#### TASK OBJECTIVE:
From the listing below, pull out all lines with "that" in them.

#### MATERIAL PROVIDED:

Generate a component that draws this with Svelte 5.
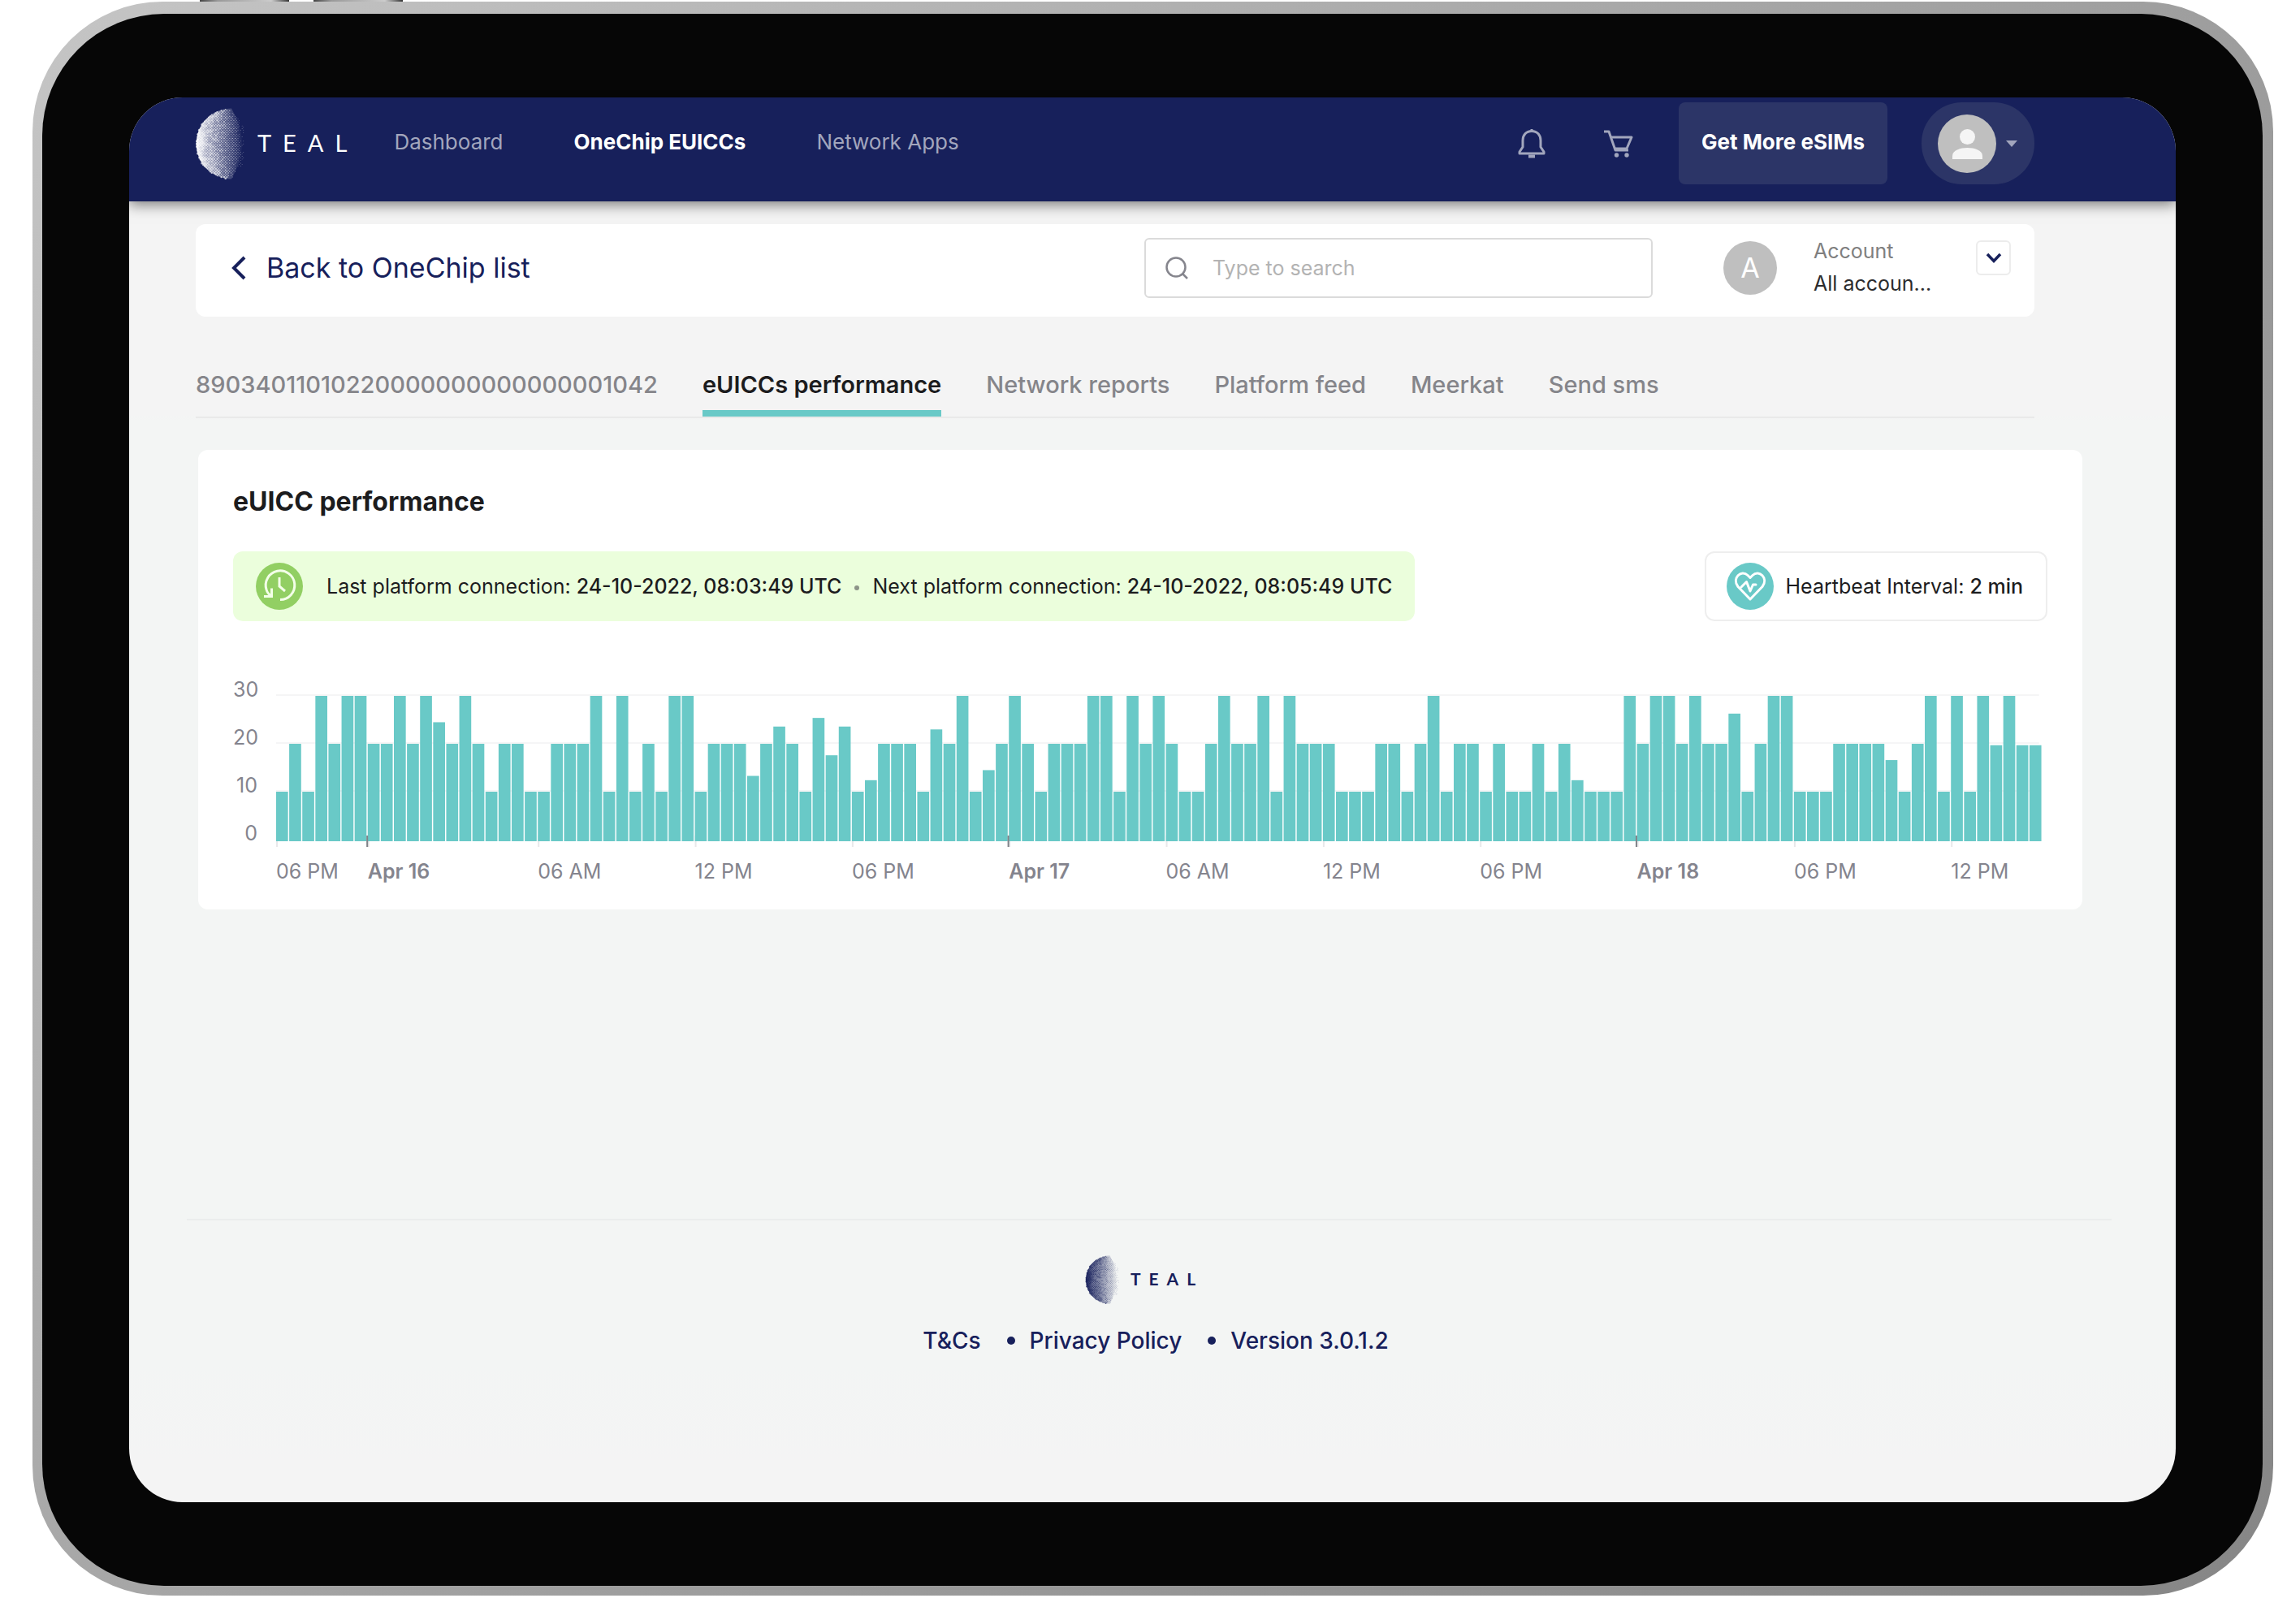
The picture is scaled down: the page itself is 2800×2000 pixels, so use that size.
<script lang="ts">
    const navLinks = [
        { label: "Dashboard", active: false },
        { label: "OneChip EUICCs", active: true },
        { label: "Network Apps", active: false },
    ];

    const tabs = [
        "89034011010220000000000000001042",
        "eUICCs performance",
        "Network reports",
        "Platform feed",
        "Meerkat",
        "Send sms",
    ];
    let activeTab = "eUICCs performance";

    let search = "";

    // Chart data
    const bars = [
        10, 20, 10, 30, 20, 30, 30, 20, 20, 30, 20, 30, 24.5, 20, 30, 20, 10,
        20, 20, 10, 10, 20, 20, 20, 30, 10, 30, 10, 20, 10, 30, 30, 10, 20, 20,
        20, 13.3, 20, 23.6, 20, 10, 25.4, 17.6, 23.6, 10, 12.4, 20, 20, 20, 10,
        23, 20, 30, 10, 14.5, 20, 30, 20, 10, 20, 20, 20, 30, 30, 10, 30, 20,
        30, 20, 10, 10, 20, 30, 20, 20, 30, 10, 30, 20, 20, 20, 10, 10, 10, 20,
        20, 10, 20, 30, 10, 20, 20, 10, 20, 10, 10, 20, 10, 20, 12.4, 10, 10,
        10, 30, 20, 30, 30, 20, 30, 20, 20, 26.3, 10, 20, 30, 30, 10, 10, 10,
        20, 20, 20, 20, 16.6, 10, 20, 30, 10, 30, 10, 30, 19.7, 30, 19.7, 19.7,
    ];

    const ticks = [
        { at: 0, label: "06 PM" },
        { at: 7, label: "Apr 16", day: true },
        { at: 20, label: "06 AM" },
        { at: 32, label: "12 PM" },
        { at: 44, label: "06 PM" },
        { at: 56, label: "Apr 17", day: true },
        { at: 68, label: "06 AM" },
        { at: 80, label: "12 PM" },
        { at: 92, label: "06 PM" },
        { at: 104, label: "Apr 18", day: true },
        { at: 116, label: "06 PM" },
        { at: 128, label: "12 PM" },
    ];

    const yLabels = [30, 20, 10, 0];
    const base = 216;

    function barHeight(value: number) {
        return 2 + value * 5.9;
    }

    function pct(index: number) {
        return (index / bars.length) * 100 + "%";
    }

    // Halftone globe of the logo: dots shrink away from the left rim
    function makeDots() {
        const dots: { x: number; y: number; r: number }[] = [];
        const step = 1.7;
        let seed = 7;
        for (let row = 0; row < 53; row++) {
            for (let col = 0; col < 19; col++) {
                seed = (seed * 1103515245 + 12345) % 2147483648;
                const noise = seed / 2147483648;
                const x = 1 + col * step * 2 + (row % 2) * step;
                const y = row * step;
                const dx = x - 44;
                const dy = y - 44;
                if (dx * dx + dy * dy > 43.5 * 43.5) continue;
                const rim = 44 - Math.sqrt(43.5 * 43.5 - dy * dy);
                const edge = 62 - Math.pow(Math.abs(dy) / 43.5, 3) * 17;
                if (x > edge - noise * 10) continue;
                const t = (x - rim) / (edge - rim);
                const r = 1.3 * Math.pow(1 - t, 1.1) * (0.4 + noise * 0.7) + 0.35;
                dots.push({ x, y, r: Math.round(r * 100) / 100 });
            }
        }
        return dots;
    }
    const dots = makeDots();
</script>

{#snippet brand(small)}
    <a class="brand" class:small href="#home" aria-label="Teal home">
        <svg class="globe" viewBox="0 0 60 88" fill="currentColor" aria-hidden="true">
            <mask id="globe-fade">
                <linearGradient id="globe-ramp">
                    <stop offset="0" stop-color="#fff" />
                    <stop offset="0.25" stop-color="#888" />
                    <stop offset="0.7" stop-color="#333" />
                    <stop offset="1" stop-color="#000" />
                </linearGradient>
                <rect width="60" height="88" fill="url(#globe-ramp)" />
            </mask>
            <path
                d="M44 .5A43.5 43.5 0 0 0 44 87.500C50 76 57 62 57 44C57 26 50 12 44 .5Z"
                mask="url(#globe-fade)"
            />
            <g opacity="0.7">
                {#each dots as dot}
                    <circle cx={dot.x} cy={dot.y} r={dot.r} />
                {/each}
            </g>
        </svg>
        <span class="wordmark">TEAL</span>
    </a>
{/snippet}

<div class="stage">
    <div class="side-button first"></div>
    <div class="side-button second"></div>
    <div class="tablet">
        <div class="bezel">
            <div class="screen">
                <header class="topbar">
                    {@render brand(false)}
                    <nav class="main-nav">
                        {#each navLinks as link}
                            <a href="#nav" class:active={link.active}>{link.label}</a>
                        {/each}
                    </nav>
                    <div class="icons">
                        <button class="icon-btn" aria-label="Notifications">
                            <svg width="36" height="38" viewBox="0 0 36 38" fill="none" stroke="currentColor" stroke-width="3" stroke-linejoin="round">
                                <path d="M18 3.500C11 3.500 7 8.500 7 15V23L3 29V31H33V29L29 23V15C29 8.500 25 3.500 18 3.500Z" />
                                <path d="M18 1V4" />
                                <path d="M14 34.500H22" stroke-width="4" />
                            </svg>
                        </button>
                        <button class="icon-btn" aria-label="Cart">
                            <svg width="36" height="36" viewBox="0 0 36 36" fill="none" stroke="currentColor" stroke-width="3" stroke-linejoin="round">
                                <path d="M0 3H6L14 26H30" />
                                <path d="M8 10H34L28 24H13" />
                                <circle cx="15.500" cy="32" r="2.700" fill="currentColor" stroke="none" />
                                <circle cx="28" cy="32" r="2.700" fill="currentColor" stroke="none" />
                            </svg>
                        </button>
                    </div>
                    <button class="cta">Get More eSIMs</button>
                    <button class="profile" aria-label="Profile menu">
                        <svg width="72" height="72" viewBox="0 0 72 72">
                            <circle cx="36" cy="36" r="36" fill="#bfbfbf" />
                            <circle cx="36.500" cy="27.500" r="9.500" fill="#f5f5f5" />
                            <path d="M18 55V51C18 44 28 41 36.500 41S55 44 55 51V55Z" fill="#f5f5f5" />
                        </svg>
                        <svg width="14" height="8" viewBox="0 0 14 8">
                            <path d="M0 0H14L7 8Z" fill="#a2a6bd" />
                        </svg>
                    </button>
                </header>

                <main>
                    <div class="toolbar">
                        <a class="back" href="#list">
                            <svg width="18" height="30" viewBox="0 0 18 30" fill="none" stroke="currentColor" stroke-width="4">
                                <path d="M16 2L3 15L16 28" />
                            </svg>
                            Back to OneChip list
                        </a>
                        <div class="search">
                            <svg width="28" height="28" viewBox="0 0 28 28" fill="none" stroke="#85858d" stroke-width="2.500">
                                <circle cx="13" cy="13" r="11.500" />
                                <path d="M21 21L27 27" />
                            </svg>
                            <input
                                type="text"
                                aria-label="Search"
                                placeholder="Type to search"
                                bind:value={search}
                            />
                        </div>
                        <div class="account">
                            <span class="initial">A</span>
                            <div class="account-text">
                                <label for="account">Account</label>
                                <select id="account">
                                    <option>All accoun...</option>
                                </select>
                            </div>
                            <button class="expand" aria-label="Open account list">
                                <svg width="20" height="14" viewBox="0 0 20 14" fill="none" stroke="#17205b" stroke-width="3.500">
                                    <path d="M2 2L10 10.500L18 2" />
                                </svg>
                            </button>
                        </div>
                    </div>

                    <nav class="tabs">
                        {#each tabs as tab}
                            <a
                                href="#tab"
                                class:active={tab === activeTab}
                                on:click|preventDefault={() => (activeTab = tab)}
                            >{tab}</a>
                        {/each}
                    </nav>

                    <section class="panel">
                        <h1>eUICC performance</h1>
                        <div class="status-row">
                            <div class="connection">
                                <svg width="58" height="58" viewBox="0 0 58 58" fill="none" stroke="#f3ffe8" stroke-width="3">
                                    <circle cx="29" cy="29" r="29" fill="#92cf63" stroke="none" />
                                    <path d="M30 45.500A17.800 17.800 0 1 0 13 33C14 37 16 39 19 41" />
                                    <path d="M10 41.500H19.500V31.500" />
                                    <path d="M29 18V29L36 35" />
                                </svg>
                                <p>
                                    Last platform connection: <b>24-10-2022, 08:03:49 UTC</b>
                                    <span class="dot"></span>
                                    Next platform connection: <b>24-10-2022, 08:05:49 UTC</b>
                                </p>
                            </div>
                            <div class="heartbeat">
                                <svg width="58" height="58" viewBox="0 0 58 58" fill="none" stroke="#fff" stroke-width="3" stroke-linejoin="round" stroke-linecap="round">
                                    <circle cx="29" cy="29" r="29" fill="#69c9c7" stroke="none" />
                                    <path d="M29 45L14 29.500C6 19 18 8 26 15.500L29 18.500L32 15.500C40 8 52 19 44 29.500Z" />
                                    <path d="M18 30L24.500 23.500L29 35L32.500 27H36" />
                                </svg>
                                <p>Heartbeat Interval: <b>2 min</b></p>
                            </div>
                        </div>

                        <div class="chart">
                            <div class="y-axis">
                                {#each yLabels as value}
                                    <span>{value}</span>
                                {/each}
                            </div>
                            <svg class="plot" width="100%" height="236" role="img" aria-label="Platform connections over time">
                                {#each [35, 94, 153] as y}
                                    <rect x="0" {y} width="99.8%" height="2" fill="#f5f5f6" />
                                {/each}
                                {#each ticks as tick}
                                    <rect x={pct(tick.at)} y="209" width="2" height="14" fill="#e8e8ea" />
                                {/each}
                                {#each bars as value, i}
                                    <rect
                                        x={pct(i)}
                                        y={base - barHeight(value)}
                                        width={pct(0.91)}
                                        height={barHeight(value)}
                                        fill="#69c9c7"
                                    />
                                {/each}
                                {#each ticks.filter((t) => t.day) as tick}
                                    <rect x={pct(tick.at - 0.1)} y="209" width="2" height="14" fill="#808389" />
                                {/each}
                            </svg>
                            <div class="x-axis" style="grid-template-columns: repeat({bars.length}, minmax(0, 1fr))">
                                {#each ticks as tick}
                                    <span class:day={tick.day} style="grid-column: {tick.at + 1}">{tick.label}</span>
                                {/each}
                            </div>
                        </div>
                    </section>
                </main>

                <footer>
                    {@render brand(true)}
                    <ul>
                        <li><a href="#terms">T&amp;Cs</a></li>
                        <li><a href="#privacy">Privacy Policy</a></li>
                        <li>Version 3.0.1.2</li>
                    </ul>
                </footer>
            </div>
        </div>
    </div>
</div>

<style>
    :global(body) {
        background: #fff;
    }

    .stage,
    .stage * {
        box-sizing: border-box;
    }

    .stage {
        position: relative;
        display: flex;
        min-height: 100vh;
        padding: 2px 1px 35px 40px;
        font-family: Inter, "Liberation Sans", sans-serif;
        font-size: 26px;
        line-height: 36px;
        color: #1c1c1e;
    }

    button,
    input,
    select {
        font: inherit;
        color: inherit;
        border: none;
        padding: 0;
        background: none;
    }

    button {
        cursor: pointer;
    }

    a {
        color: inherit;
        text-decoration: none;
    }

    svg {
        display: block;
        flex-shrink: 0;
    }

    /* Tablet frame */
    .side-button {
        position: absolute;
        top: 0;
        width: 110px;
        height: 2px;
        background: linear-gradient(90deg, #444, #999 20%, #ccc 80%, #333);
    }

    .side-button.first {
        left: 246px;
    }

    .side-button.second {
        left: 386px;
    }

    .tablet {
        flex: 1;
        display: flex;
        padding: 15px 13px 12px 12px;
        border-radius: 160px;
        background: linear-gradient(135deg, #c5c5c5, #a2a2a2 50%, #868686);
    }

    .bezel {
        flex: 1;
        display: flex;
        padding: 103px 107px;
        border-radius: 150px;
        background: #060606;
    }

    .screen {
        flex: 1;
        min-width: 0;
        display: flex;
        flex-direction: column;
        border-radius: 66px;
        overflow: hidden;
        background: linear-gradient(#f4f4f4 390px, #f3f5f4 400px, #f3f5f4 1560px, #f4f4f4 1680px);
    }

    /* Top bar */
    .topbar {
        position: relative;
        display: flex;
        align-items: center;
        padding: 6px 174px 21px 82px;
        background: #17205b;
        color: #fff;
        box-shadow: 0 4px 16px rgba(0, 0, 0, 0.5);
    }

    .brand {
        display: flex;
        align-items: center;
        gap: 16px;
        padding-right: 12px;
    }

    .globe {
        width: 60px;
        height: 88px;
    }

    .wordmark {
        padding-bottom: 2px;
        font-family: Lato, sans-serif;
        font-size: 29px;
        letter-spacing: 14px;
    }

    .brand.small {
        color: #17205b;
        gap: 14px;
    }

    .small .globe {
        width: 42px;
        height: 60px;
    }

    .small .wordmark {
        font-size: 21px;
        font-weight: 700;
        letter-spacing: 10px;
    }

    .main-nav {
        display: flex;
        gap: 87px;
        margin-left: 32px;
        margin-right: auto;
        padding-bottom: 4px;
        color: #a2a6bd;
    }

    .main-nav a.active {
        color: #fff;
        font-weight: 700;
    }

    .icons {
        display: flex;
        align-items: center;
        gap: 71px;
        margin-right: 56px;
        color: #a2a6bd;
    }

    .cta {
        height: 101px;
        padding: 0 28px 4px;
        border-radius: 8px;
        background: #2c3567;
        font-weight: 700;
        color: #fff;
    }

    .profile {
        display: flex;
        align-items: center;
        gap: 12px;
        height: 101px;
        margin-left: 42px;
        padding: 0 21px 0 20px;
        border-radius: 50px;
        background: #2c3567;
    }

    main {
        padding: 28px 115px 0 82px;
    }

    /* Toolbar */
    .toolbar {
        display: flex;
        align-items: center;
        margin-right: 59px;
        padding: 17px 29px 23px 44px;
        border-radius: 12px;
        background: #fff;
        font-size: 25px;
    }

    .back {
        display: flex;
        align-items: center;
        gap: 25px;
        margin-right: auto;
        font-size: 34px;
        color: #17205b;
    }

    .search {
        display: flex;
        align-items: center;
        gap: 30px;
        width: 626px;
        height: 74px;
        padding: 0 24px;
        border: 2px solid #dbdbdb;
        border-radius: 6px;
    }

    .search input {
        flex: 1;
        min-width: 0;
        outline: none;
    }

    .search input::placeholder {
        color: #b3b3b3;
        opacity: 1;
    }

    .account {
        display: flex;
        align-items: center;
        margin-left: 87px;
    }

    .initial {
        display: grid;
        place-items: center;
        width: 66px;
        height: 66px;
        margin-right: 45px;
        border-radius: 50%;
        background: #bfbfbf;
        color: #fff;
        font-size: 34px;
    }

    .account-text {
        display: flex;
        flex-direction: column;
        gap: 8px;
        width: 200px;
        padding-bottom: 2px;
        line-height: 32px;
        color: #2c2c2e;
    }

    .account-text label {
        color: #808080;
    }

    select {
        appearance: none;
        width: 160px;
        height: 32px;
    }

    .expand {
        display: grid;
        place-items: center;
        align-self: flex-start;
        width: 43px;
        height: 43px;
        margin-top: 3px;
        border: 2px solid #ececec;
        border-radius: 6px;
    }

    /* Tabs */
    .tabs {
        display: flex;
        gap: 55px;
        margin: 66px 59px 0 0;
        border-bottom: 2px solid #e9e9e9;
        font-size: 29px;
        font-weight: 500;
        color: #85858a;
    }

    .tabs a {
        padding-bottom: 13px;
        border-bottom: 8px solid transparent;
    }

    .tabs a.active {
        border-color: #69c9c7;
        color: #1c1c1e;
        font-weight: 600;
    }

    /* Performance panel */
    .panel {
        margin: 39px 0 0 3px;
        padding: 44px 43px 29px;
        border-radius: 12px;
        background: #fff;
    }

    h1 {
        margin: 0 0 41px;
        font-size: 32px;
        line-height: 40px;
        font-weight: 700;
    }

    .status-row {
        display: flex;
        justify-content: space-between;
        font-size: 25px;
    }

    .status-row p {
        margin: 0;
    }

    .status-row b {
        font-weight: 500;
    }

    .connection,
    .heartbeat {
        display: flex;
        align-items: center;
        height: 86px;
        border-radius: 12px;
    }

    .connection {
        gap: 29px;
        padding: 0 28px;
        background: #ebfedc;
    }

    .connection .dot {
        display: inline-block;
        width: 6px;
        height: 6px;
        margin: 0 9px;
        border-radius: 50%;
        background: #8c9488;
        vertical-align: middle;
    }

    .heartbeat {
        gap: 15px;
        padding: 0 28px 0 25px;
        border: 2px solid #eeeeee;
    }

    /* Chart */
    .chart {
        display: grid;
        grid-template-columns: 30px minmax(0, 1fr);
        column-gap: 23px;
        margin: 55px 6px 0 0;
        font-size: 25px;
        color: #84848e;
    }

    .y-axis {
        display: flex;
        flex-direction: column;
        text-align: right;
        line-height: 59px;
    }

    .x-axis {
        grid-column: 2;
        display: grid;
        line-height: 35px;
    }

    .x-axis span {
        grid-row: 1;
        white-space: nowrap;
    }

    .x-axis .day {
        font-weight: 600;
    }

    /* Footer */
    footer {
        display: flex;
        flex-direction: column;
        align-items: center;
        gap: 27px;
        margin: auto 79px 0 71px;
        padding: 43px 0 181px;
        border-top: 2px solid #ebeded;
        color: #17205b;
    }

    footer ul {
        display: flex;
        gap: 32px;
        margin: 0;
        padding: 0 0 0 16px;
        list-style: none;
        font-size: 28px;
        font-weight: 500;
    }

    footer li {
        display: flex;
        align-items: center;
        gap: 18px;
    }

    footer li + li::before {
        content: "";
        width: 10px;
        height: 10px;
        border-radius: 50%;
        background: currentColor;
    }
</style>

#### EXERCISE SOLUTION:
Generate a component that draws this with Svelte 5.
The picture is scaled down: the page itself is 2800×2000 pixels, so use that size.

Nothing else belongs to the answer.